Your goal:
Write out the material again word for word, dropping any images it holds.

Information shown:
BEGIN
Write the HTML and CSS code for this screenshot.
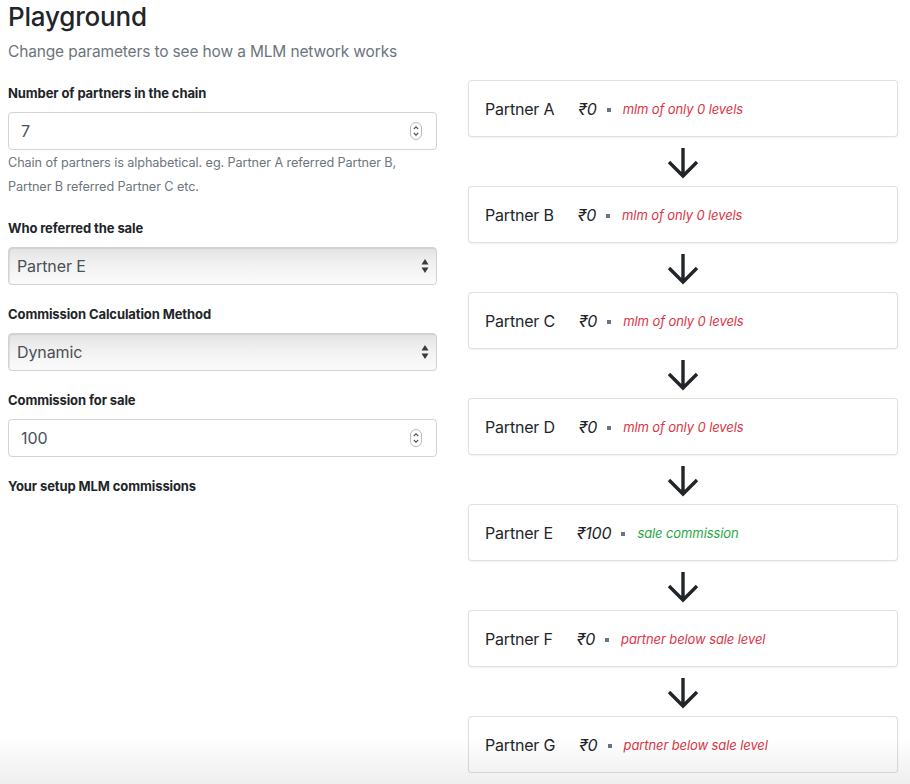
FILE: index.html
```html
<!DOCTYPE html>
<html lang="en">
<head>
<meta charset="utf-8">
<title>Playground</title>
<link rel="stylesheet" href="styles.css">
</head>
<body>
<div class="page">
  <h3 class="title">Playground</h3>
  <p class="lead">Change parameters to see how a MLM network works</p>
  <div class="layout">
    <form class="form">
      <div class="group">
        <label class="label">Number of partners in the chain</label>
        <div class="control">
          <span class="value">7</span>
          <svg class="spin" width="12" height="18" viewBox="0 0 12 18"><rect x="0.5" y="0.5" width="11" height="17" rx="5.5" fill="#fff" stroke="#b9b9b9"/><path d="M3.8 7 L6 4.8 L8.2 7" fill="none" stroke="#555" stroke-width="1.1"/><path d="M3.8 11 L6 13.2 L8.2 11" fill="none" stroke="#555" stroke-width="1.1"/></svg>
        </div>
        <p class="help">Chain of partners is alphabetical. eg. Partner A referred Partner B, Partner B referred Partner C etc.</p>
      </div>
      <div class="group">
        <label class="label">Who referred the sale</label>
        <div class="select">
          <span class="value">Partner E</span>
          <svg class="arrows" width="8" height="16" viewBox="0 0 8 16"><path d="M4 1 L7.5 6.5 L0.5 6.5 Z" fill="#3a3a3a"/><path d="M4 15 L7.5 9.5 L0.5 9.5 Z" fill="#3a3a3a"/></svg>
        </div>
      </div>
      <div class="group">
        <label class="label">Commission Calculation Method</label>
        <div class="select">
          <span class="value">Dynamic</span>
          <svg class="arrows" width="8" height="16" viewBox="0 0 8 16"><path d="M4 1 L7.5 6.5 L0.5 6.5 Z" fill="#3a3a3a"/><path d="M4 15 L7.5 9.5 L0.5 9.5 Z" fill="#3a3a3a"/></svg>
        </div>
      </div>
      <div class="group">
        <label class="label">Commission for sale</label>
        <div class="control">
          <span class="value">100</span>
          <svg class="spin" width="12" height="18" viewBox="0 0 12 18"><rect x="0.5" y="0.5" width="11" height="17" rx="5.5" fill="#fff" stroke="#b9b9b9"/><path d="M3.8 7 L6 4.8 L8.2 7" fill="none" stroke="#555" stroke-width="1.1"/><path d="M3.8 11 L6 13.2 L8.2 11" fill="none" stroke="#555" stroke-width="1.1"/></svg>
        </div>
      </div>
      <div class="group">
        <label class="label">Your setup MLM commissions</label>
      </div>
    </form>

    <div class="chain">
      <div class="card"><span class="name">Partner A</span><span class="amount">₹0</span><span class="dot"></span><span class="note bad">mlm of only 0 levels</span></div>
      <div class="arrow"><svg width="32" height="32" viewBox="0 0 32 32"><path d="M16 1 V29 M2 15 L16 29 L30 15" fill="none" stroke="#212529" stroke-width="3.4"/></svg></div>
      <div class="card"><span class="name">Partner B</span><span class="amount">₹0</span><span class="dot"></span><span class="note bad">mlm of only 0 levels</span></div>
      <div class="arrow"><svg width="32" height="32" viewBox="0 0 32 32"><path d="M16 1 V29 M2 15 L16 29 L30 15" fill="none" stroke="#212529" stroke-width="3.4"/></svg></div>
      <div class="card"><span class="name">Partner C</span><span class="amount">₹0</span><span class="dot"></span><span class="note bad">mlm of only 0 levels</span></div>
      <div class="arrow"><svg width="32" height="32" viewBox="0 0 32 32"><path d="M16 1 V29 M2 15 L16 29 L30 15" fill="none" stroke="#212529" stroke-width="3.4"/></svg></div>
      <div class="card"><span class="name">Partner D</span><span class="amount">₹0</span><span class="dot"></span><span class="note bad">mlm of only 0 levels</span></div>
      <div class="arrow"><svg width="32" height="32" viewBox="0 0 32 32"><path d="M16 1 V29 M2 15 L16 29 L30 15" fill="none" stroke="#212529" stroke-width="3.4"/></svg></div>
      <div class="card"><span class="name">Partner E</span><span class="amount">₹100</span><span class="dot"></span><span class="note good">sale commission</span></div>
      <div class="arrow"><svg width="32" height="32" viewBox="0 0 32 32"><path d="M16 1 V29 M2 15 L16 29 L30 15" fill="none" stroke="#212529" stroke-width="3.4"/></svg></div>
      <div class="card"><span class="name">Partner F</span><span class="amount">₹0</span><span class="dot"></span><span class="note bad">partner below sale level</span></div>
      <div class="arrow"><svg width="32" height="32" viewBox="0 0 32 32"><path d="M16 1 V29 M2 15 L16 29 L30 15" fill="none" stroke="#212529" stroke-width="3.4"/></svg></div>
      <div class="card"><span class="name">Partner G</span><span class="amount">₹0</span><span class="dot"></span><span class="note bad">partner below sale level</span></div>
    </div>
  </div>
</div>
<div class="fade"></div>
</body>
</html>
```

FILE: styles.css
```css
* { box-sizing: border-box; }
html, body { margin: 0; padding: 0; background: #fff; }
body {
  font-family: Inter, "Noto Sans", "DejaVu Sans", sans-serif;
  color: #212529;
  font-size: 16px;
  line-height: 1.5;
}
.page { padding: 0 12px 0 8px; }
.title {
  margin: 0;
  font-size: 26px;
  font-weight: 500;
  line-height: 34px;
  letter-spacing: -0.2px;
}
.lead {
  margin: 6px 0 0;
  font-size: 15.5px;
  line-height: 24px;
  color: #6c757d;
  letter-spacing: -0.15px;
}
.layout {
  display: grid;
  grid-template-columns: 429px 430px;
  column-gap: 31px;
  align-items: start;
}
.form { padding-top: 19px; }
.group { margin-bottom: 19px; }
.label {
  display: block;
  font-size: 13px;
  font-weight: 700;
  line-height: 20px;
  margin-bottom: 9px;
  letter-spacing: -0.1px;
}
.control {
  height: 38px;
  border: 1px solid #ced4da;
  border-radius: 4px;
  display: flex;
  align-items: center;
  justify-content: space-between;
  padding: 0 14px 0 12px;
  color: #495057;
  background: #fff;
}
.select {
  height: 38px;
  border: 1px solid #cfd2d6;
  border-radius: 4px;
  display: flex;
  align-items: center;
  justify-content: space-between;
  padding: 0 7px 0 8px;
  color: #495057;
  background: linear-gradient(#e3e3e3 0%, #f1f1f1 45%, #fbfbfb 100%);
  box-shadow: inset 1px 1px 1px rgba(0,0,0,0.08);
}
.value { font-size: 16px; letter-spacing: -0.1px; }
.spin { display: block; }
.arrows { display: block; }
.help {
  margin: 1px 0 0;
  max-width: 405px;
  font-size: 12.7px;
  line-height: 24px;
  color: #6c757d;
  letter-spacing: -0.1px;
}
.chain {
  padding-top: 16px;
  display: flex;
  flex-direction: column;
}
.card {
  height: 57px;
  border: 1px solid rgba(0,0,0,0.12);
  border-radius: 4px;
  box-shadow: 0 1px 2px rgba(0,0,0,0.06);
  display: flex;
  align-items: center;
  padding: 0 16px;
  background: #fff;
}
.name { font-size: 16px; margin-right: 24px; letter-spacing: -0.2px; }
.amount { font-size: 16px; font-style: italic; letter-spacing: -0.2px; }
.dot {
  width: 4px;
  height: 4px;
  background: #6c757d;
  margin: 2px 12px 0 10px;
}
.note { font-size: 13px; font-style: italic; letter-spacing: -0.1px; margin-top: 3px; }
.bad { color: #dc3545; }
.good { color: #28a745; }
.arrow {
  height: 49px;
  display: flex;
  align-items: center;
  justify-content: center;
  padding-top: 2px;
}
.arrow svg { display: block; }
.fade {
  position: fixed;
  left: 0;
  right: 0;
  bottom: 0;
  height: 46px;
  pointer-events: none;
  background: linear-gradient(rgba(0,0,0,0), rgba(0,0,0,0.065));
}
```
END
Finished answer:
Write the HTML and CSS code for this screenshot.
FILE: index.html
```html
<!DOCTYPE html>
<html lang="en">
<head>
<meta charset="utf-8">
<title>Playground</title>
<link rel="stylesheet" href="styles.css">
</head>
<body>
<div class="page">
  <h3 class="title">Playground</h3>
  <p class="lead">Change parameters to see how a MLM network works</p>
  <div class="layout">
    <form class="form">
      <div class="group">
        <label class="label">Number of partners in the chain</label>
        <div class="control">
          <span class="value">7</span>
          <svg class="spin" width="12" height="18" viewBox="0 0 12 18"><rect x="0.5" y="0.5" width="11" height="17" rx="5.5" fill="#fff" stroke="#b9b9b9"/><path d="M3.8 7 L6 4.8 L8.2 7" fill="none" stroke="#555" stroke-width="1.1"/><path d="M3.8 11 L6 13.2 L8.2 11" fill="none" stroke="#555" stroke-width="1.1"/></svg>
        </div>
        <p class="help">Chain of partners is alphabetical. eg. Partner A referred Partner B, Partner B referred Partner C etc.</p>
      </div>
      <div class="group">
        <label class="label">Who referred the sale</label>
        <div class="select">
          <span class="value">Partner E</span>
          <svg class="arrows" width="8" height="16" viewBox="0 0 8 16"><path d="M4 1 L7.5 6.5 L0.5 6.5 Z" fill="#3a3a3a"/><path d="M4 15 L7.5 9.5 L0.5 9.5 Z" fill="#3a3a3a"/></svg>
        </div>
      </div>
      <div class="group">
        <label class="label">Commission Calculation Method</label>
        <div class="select">
          <span class="value">Dynamic</span>
          <svg class="arrows" width="8" height="16" viewBox="0 0 8 16"><path d="M4 1 L7.5 6.5 L0.5 6.5 Z" fill="#3a3a3a"/><path d="M4 15 L7.5 9.5 L0.5 9.5 Z" fill="#3a3a3a"/></svg>
        </div>
      </div>
      <div class="group">
        <label class="label">Commission for sale</label>
        <div class="control">
          <span class="value">100</span>
          <svg class="spin" width="12" height="18" viewBox="0 0 12 18"><rect x="0.5" y="0.5" width="11" height="17" rx="5.5" fill="#fff" stroke="#b9b9b9"/><path d="M3.8 7 L6 4.8 L8.2 7" fill="none" stroke="#555" stroke-width="1.1"/><path d="M3.8 11 L6 13.2 L8.2 11" fill="none" stroke="#555" stroke-width="1.1"/></svg>
        </div>
      </div>
      <div class="group">
        <label class="label">Your setup MLM commissions</label>
      </div>
    </form>

    <div class="chain">
      <div class="card"><span class="name">Partner A</span><span class="amount">₹0</span><span class="dot"></span><span class="note bad">mlm of only 0 levels</span></div>
      <div class="arrow"><svg width="32" height="32" viewBox="0 0 32 32"><path d="M16 1 V29 M2 15 L16 29 L30 15" fill="none" stroke="#212529" stroke-width="3.4"/></svg></div>
      <div class="card"><span class="name">Partner B</span><span class="amount">₹0</span><span class="dot"></span><span class="note bad">mlm of only 0 levels</span></div>
      <div class="arrow"><svg width="32" height="32" viewBox="0 0 32 32"><path d="M16 1 V29 M2 15 L16 29 L30 15" fill="none" stroke="#212529" stroke-width="3.4"/></svg></div>
      <div class="card"><span class="name">Partner C</span><span class="amount">₹0</span><span class="dot"></span><span class="note bad">mlm of only 0 levels</span></div>
      <div class="arrow"><svg width="32" height="32" viewBox="0 0 32 32"><path d="M16 1 V29 M2 15 L16 29 L30 15" fill="none" stroke="#212529" stroke-width="3.4"/></svg></div>
      <div class="card"><span class="name">Partner D</span><span class="amount">₹0</span><span class="dot"></span><span class="note bad">mlm of only 0 levels</span></div>
      <div class="arrow"><svg width="32" height="32" viewBox="0 0 32 32"><path d="M16 1 V29 M2 15 L16 29 L30 15" fill="none" stroke="#212529" stroke-width="3.4"/></svg></div>
      <div class="card"><span class="name">Partner E</span><span class="amount">₹100</span><span class="dot"></span><span class="note good">sale commission</span></div>
      <div class="arrow"><svg width="32" height="32" viewBox="0 0 32 32"><path d="M16 1 V29 M2 15 L16 29 L30 15" fill="none" stroke="#212529" stroke-width="3.4"/></svg></div>
      <div class="card"><span class="name">Partner F</span><span class="amount">₹0</span><span class="dot"></span><span class="note bad">partner below sale level</span></div>
      <div class="arrow"><svg width="32" height="32" viewBox="0 0 32 32"><path d="M16 1 V29 M2 15 L16 29 L30 15" fill="none" stroke="#212529" stroke-width="3.4"/></svg></div>
      <div class="card"><span class="name">Partner G</span><span class="amount">₹0</span><span class="dot"></span><span class="note bad">partner below sale level</span></div>
    </div>
  </div>
</div>
<div class="fade"></div>
</body>
</html>
```

FILE: styles.css
```css
* { box-sizing: border-box; }
html, body { margin: 0; padding: 0; background: #fff; }
body {
  font-family: Inter, "Noto Sans", "DejaVu Sans", sans-serif;
  color: #212529;
  font-size: 16px;
  line-height: 1.5;
}
.page { padding: 0 12px 0 8px; }
.title {
  margin: 0;
  font-size: 26px;
  font-weight: 500;
  line-height: 34px;
  letter-spacing: -0.2px;
}
.lead {
  margin: 6px 0 0;
  font-size: 15.5px;
  line-height: 24px;
  color: #6c757d;
  letter-spacing: -0.15px;
}
.layout {
  display: grid;
  grid-template-columns: 429px 430px;
  column-gap: 31px;
  align-items: start;
}
.form { padding-top: 19px; }
.group { margin-bottom: 19px; }
.label {
  display: block;
  font-size: 13px;
  font-weight: 700;
  line-height: 20px;
  margin-bottom: 9px;
  letter-spacing: -0.1px;
}
.control {
  height: 38px;
  border: 1px solid #ced4da;
  border-radius: 4px;
  display: flex;
  align-items: center;
  justify-content: space-between;
  padding: 0 14px 0 12px;
  color: #495057;
  background: #fff;
}
.select {
  height: 38px;
  border: 1px solid #cfd2d6;
  border-radius: 4px;
  display: flex;
  align-items: center;
  justify-content: space-between;
  padding: 0 7px 0 8px;
  color: #495057;
  background: linear-gradient(#e3e3e3 0%, #f1f1f1 45%, #fbfbfb 100%);
  box-shadow: inset 1px 1px 1px rgba(0,0,0,0.08);
}
.value { font-size: 16px; letter-spacing: -0.1px; }
.spin { display: block; }
.arrows { display: block; }
.help {
  margin: 1px 0 0;
  max-width: 405px;
  font-size: 12.7px;
  line-height: 24px;
  color: #6c757d;
  letter-spacing: -0.1px;
}
.chain {
  padding-top: 16px;
  display: flex;
  flex-direction: column;
}
.card {
  height: 57px;
  border: 1px solid rgba(0,0,0,0.12);
  border-radius: 4px;
  box-shadow: 0 1px 2px rgba(0,0,0,0.06);
  display: flex;
  align-items: center;
  padding: 0 16px;
  background: #fff;
}
.name { font-size: 16px; margin-right: 24px; letter-spacing: -0.2px; }
.amount { font-size: 16px; font-style: italic; letter-spacing: -0.2px; }
.dot {
  width: 4px;
  height: 4px;
  background: #6c757d;
  margin: 2px 12px 0 10px;
}
.note { font-size: 13px; font-style: italic; letter-spacing: -0.1px; margin-top: 3px; }
.bad { color: #dc3545; }
.good { color: #28a745; }
.arrow {
  height: 49px;
  display: flex;
  align-items: center;
  justify-content: center;
  padding-top: 2px;
}
.arrow svg { display: block; }
.fade {
  position: fixed;
  left: 0;
  right: 0;
  bottom: 0;
  height: 46px;
  pointer-events: none;
  background: linear-gradient(rgba(0,0,0,0), rgba(0,0,0,0.065));
}
```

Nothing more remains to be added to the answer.